◆ **What needs to be done**
Skip the pictures. Set down, word for word, the lines from the start of the material up to and including the line with "Eye, MapPin, Share2".

####

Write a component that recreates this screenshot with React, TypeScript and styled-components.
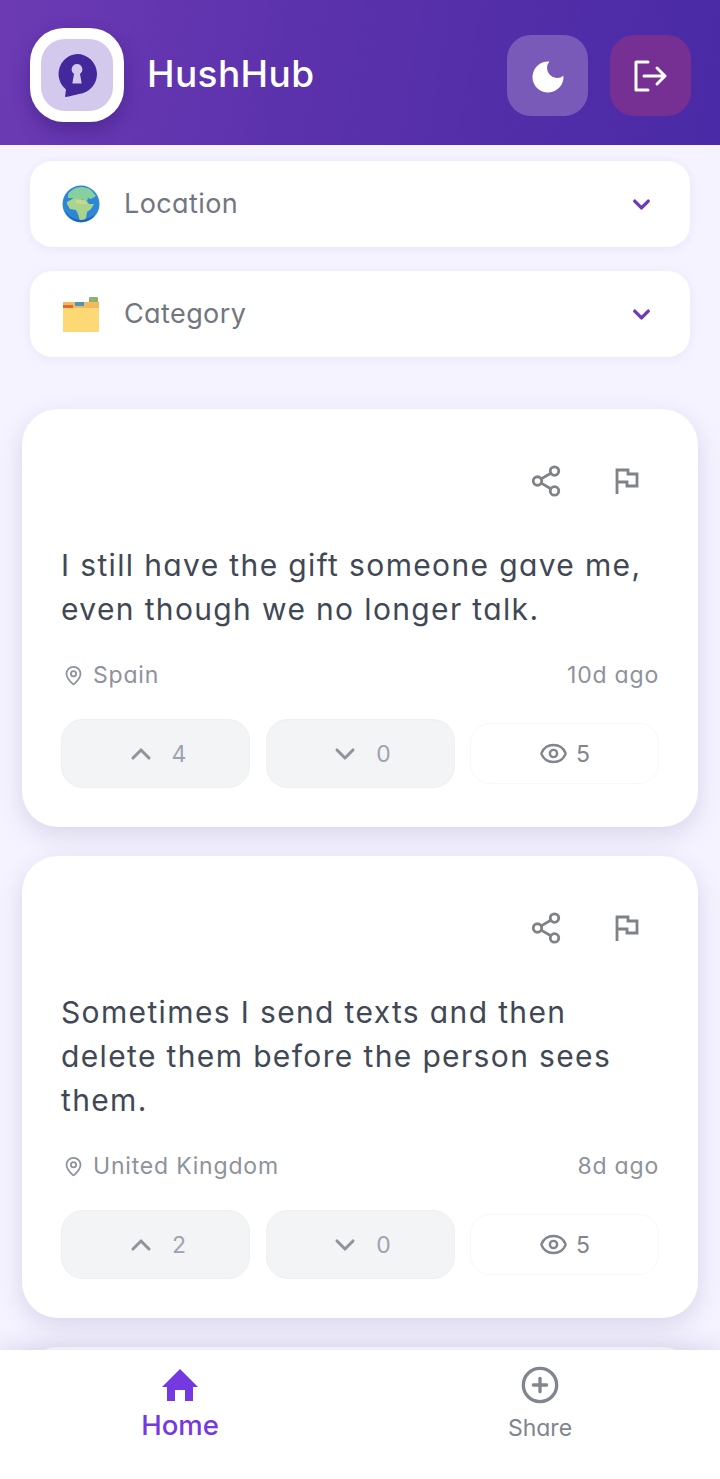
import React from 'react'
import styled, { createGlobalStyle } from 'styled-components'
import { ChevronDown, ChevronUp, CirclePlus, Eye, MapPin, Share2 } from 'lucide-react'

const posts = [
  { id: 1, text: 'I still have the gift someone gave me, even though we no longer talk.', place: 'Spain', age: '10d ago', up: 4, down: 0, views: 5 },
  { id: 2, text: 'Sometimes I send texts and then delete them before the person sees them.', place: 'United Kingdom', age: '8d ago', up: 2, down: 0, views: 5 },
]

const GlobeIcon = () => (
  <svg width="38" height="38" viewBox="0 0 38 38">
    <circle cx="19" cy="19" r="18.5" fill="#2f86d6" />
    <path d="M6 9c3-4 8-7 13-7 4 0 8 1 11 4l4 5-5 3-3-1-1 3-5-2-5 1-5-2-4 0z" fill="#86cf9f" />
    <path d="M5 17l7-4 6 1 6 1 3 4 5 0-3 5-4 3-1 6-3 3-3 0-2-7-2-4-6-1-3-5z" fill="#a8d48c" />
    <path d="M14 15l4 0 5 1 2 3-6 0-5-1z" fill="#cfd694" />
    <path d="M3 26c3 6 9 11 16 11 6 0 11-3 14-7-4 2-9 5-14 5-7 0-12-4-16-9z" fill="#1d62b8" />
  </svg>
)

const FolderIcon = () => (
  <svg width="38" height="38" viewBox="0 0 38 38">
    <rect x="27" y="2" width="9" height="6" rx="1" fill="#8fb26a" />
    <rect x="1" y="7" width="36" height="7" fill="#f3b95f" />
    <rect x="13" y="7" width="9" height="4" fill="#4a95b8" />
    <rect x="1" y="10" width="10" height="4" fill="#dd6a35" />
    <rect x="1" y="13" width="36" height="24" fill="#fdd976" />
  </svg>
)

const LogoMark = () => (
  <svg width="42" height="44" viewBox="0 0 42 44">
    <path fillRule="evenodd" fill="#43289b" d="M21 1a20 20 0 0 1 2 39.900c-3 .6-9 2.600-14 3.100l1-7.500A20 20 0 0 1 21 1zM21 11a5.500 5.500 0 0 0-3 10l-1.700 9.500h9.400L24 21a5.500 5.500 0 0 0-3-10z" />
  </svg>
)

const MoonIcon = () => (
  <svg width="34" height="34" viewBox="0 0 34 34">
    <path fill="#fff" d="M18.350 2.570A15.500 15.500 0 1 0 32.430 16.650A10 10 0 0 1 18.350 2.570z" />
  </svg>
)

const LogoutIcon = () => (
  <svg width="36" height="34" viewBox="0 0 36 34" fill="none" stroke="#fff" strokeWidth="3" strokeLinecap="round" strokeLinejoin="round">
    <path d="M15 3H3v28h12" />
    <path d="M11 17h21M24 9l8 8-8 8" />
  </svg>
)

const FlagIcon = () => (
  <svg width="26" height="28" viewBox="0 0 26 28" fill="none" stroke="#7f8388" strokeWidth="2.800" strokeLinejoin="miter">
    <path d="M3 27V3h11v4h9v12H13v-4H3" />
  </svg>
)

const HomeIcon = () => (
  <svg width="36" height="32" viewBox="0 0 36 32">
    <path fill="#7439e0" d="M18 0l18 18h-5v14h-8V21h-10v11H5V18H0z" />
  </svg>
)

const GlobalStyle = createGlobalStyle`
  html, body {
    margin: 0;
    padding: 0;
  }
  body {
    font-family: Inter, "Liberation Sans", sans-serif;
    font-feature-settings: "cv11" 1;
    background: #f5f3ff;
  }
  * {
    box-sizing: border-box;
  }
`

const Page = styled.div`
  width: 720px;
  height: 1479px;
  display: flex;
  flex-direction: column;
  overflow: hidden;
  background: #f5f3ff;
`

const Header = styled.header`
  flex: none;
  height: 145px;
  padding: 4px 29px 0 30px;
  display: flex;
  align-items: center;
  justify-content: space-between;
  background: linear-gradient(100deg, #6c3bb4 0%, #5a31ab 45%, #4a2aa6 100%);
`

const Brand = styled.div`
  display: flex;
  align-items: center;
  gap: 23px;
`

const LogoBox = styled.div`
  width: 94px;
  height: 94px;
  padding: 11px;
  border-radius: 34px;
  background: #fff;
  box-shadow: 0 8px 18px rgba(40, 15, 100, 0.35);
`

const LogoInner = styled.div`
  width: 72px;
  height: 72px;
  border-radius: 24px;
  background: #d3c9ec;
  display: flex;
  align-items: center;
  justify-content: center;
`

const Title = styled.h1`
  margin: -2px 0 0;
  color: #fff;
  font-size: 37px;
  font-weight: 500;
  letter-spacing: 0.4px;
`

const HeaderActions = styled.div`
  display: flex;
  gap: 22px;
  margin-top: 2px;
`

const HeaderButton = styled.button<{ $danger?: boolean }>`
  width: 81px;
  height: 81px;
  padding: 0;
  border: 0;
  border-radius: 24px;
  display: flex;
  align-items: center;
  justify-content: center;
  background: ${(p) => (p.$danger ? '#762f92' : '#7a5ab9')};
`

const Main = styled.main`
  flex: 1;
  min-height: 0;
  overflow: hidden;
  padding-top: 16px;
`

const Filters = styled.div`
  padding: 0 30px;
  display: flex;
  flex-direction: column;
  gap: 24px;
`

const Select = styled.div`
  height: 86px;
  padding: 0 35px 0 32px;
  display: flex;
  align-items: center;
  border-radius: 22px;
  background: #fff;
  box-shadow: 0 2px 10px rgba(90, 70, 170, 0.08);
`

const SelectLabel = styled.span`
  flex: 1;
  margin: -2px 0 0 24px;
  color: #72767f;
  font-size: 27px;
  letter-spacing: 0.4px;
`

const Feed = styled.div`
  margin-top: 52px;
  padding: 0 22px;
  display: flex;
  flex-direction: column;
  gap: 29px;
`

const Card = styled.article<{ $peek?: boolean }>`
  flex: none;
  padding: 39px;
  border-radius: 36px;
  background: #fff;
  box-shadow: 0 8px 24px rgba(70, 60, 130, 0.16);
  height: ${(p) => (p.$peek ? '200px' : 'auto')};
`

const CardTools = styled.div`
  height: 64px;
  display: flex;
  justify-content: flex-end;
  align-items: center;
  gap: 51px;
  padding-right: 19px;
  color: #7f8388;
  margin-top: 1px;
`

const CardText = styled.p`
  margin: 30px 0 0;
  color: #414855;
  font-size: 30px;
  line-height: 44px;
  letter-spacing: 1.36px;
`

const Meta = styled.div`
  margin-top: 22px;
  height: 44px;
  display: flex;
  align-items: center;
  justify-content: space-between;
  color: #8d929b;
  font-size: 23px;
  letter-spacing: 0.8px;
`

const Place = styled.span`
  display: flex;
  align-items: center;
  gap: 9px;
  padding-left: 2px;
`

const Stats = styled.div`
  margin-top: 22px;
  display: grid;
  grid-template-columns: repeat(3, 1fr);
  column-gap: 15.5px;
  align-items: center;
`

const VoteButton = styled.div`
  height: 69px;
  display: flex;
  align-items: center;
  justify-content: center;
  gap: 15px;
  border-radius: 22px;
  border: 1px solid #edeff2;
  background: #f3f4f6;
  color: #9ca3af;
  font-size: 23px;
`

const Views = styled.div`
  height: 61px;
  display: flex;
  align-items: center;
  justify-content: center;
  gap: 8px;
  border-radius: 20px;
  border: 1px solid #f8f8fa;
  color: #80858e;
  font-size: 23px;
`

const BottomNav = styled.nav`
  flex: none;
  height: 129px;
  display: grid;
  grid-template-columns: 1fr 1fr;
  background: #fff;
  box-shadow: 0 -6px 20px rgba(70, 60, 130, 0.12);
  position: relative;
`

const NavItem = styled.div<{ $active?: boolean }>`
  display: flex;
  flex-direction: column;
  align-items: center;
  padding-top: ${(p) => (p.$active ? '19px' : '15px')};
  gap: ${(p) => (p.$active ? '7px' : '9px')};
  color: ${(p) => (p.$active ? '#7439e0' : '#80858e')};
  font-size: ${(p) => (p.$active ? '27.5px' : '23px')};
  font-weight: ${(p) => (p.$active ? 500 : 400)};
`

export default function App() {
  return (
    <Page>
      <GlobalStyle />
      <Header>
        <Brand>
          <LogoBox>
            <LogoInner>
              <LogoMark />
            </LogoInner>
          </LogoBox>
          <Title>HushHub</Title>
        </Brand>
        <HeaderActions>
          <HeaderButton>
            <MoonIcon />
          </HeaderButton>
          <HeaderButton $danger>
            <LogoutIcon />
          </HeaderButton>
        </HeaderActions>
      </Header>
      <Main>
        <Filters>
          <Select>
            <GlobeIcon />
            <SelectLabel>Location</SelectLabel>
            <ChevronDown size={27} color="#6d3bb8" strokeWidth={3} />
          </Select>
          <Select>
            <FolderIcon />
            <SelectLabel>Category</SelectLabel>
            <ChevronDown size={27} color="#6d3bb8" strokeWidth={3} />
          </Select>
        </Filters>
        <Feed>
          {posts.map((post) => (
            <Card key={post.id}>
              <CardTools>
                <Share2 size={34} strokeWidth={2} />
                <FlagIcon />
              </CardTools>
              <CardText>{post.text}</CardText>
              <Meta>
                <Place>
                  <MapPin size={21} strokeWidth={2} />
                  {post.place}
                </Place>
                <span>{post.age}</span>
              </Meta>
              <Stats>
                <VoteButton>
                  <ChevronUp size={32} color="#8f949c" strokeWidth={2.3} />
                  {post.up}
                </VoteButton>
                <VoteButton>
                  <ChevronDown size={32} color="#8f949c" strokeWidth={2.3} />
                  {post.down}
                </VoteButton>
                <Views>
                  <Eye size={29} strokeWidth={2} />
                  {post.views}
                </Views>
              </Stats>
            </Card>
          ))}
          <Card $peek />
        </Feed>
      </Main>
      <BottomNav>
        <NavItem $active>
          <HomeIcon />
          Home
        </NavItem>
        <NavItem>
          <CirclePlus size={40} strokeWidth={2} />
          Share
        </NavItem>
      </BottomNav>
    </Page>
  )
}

####

◆ **Full response**
Write a component that recreates this screenshot with React, TypeScript and styled-components.
import React from 'react'
import styled, { createGlobalStyle } from 'styled-components'
import { ChevronDown, ChevronUp, CirclePlus, Eye, MapPin, Share2 } from 'lucide-react'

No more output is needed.